Among them was Rachel Hepworth, who said: “The houses are cheap and profitable, however they do not match the local vernacular.

"I think it’s cheek that the developers said they had attempted to match the local colour palette and materials as they have used red brick and grey slate roofs.”

Town mayor Becky Hayes agreed, telling colleagues: “Developers did say ‘they tried to use the local vernacular and colour palette’ but I can see they haven’t done much to match that at all.”

And Jackie Westrop was also worried about the potential impact on wildlife.

She said: “As well as the obvious concerns that local carrstone hasn’t been used for the buildings I have worries about the natural biodiversity of the area being disrupted by building work, especially the newt population.

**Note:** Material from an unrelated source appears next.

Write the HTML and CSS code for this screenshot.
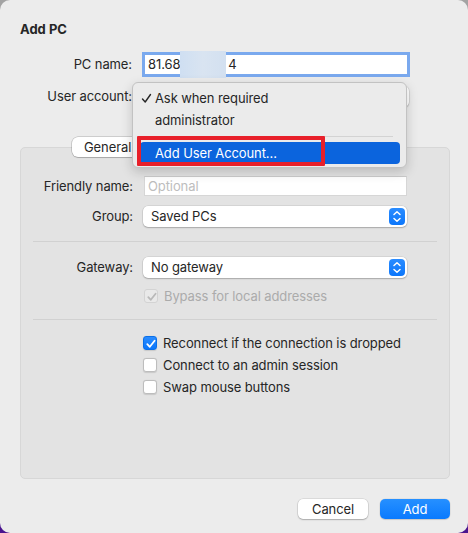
FILE: index.html
```html
<!DOCTYPE html>
<html>
<head>
<meta charset="utf-8">
<link rel="stylesheet" href="styles.css">
</head>
<body>
<div class="window">
  <div class="title">Add PC</div>

  <div class="form-top">
    <div class="label">PC name:</div>
    <div class="ctl">
      <div class="textfield focused"><span>81.68</span><span class="blur"></span><span>4</span></div>
    </div>
    <div class="label">User account:</div>
    <div class="ctl">
      <div class="popup wide"><span></span><span class="stepper"><svg width="16" height="17" viewBox="0 0 16 17"><path d="M5 6.5 L8 3.8 L11 6.5 M5 10.5 L8 13.2 L11 10.5" fill="none" stroke="#fff" stroke-width="1.5" stroke-linecap="round" stroke-linejoin="round"/></svg></span></div>
    </div>
  </div>

  <div class="tabs">
    <div class="seg">
      <div class="segitem selected">General</div>
      <div class="segitem blank w1"></div>
      <div class="segitem blank w2"></div>
      <div class="segitem blank w3"></div>
    </div>
  </div>

  <div class="panel">
    <div class="rows rows-a">
      <div class="label">Friendly name:</div>
      <div class="ctl"><div class="textfield plain"><span class="placeholder">Optional</span></div></div>
      <div class="label">Group:</div>
      <div class="ctl">
        <div class="popup"><span>Saved PCs</span><span class="stepper"><svg width="16" height="17" viewBox="0 0 16 17"><path d="M5 6.5 L8 3.8 L11 6.5 M5 10.5 L8 13.2 L11 10.5" fill="none" stroke="#fff" stroke-width="1.5" stroke-linecap="round" stroke-linejoin="round"/></svg></span></div>
      </div>
    </div>
    <div class="sep"></div>
    <div class="rows rows-b">
      <div class="label">Gateway:</div>
      <div class="ctl">
        <div class="popup"><span>No gateway</span><span class="stepper"><svg width="16" height="17" viewBox="0 0 16 17"><path d="M5 6.5 L8 3.8 L11 6.5 M5 10.5 L8 13.2 L11 10.5" fill="none" stroke="#fff" stroke-width="1.5" stroke-linecap="round" stroke-linejoin="round"/></svg></span></div>
      </div>
      <div class="label"></div>
      <div class="ctl">
        <div class="check disabled"><span class="box"><svg width="14" height="14" viewBox="0 0 14 14"><path d="M3.3 7.2 L5.8 9.8 L10.6 3.8" fill="none" stroke="#b9b9b9" stroke-width="1.8" stroke-linecap="round" stroke-linejoin="round"/></svg></span><span>Bypass for local addresses</span></div>
      </div>
    </div>
    <div class="sep sep2"></div>
    <div class="checks">
      <div class="check"><span class="box on"><svg width="14" height="14" viewBox="0 0 14 14"><path d="M3.3 7.2 L5.8 9.8 L10.6 3.8" fill="none" stroke="#fff" stroke-width="1.8" stroke-linecap="round" stroke-linejoin="round"/></svg></span><span>Reconnect if the connection is dropped</span></div>
      <div class="check"><span class="box"></span><span>Connect to an admin session</span></div>
      <div class="check"><span class="box"></span><span>Swap mouse buttons</span></div>
    </div>
  </div>

  <div class="buttons">
    <div class="btn cancel">Cancel</div>
    <div class="btn primary">Add</div>
  </div>

  <div class="menu">
    <div class="mitem"><svg class="tick" width="11" height="11" viewBox="0 0 11 11"><path d="M1.5 6 L4.2 9 L9.5 1.5" fill="none" stroke="#262626" stroke-width="1.4" stroke-linecap="round" stroke-linejoin="round"/></svg>Ask when required</div>
    <div class="mitem">administrator</div>
    <div class="msep"></div>
    <div class="mitem hl">Add User Account...</div>
  </div>
  <div class="redbox"></div>
</div>
</body>
</html>
```

FILE: styles.css
```css
html, body {
  margin: 0;
  padding: 0;
}
body {
  width: 468px;
  height: 533px;
  background: linear-gradient(#a3a3a3 0, #a3a3a3 50%, #4a148e 50%, #4a148e 100%);
  font-family: Inter, "Liberation Sans", sans-serif;
  font-size: 13px;
  letter-spacing: -0.1px;
  color: #262626;
  overflow: hidden;
}
.window {
  position: relative;
  width: 468px;
  height: 533px;
  box-sizing: border-box;
  background: #ececec;
  border-radius: 10px;
  padding: 21px 18px 0 20px;
}
.title {
  font-weight: 700;
  line-height: 16px;
  height: 16px;
  margin-bottom: 16px;
  letter-spacing: 0;
}
.form-top {
  display: grid;
  grid-template-columns: 112px 1fr;
  column-gap: 10px;
  row-gap: 10px;
}
.label {
  text-align: right;
  line-height: 22px;
  height: 22px;
  white-space: nowrap;
}
.ctl {
  height: 22px;
  display: flex;
  align-items: center;
}
.textfield {
  box-sizing: border-box;
  height: 19px;
  background: #fff;
  display: flex;
  align-items: center;
  padding-left: 3px;
  line-height: 19px;
  white-space: nowrap;
}
.textfield.focused {
  margin-left: 3px;
  width: 262px;
  box-shadow: 0 0 0 3px #7aa9ee;
}
.blur {
  display: inline-block;
  width: 46px;
  height: 27px;
  margin: 0 2px 0 0;
  background: linear-gradient(90deg, #cfdff2, #d9e4f1 50%, #d3e0f0);
  filter: blur(0.6px);
}
.textfield.plain {
  width: 263px;
  height: 20px;
  margin-left: 1px;
  border: 1px solid #d6d6d6;
  border-top-color: #cbcbcb;
  background: #fff;
}
.placeholder {
  color: #bdbdbd;
}
.popup {
  box-sizing: border-box;
  width: 264px;
  height: 21px;
  background: #fff;
  border-radius: 5px;
  box-shadow: 0 0 0 0.5px rgba(0, 0, 0, 0.12), 0 1px 1.5px rgba(0, 0, 0, 0.22);
  display: flex;
  align-items: center;
  justify-content: space-between;
  padding: 0 2px 0 8px;
}
.popup.wide {
  width: 267px;
}
.stepper {
  width: 16px;
  height: 17px;
  border-radius: 4px;
  background: linear-gradient(#2a8cff, #0b76fb);
  display: block;
}
.stepper svg {
  display: block;
}
.tabs {
  margin-top: 30px;
  height: 20px;
  display: flex;
  margin-left: 52px;
  position: relative;
  z-index: 1;
}
.seg {
  display: flex;
  height: 20px;
  background: #dcdcdc;
  border-radius: 6px;
  box-shadow: 0 0 0 0.5px rgba(0, 0, 0, 0.12);
}
.segitem {
  line-height: 20px;
  padding: 0 12px;
  white-space: nowrap;
}
.segitem.w1 { width: 40px; }
.segitem.w2 { width: 90px; }
.segitem.w3 { width: 40px; }
.segitem.selected {
  background: #fff;
  border-radius: 6px;
  box-shadow: 0 0 0 0.5px rgba(0, 0, 0, 0.15), 0 1px 1px rgba(0, 0, 0, 0.15);
}
.panel {
  box-sizing: border-box;
  margin-top: -10px;
  width: 430px;
  height: 332px;
  background: #e3e3e3;
  border: 1px solid #d7d7d7;
  border-radius: 5px;
  padding-top: 27px;
}
.rows {
  display: grid;
  grid-template-columns: 112px 1fr;
  column-gap: 10px;
}
.rows-a {
  row-gap: 8px;
}
.rows-b {
  row-gap: 7px;
}
.sep {
  height: 1px;
  background: #d1d1d1;
  margin: 14px 12px 14px 12px;
}
.sep2 {
  margin: 12px 12px 12px 12px;
}
.check {
  display: flex;
  align-items: center;
  gap: 6px;
  height: 22px;
  white-space: nowrap;
}
.check .box {
  box-sizing: border-box;
  width: 14px;
  height: 14px;
  border-radius: 3px;
  background: #fff;
  border: 0.5px solid #bdbdbd;
  box-shadow: 0 0.5px 1px rgba(0, 0, 0, 0.12);
  display: block;
}
.check .box svg {
  display: block;
  margin: -0.5px;
}
.check .box.on {
  background: linear-gradient(#2a8cff, #0b76fb);
  border-color: #0a6fe8;
}
.check.disabled {
  color: #ababab;
}
.check.disabled .box {
  background: #e9e9e9;
  border-color: #d3d3d3;
  box-shadow: none;
  margin-left: 1px;
}
.checks {
  padding-left: 122px;
}
.buttons {
  display: flex;
  justify-content: flex-end;
  gap: 12px;
  margin-top: 20px;
}
.btn {
  width: 70px;
  height: 20px;
  line-height: 20px;
  text-align: center;
  border-radius: 5px;
}
.btn.cancel {
  background: #fff;
  box-shadow: 0 0 0 0.5px rgba(0, 0, 0, 0.14), 0 1px 1.5px rgba(0, 0, 0, 0.22);
}
.btn.primary {
  color: #fff;
  background: linear-gradient(#2690ff, #0a7afe);
  box-shadow: 0 0 0 0.5px rgba(0, 0, 0, 0.08), 0 1px 1px rgba(0, 0, 0, 0.12);
}
.menu {
  position: absolute;
  left: 132px;
  top: 82px;
  width: 275px;
  height: 86px;
  box-sizing: border-box;
  background: #ebebeb;
  border: 1px solid #c2c2c2;
  border-radius: 6px;
  box-shadow: 0 4px 12px rgba(0, 0, 0, 0.18);
  padding: 4px 6px 4px 7px;
  z-index: 5;
}
.mitem {
  position: relative;
  height: 22px;
  line-height: 22px;
  padding-left: 15px;
  border-radius: 4px;
}
.tick {
  position: absolute;
  left: 1px;
  top: 6px;
}
.msep {
  height: 1px;
  background: #d3d3d3;
  margin: 5px 7px 5px 0;
}
.mitem.hl {
  background: #0b64dd;
  color: #fff;
}
.redbox {
  position: absolute;
  left: 137px;
  top: 136px;
  width: 188px;
  height: 30px;
  box-sizing: border-box;
  border: 4px solid #e8202a;
  border-radius: 1px;
  z-index: 6;
}
```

"I would want reassurances that the area would remain diverse and the natural habitats of wildlife would not be disturbed.”

Mrs Hayes also proposed: “I would ask that the natural cycle and walking routes be preserved or improved upon when building work takes place.”

The meeting also heard concerns that some of the new homes would be too close to existing property boundaries in the area.

The police and members of the public have raised issues with the new development with regard to the safety of car parking.

Mrs Hayes said: “The houses are now being advertised on Right Move for sale and I would want reassurances from developers that they will not affect the security of the allotments and parking areas nearby.

"These are valid concerns raised by the public.”

There were also calls for the sewage system to be improved, amid fears that the existing system is already struggling to cope with demand.

The town council's comments come soon after the neighbouring parish authority in Denver raised objections to the new application.

It is worried that traffic volumes through the village may rise as a result of the roundabout that is proposed as an access point to the site.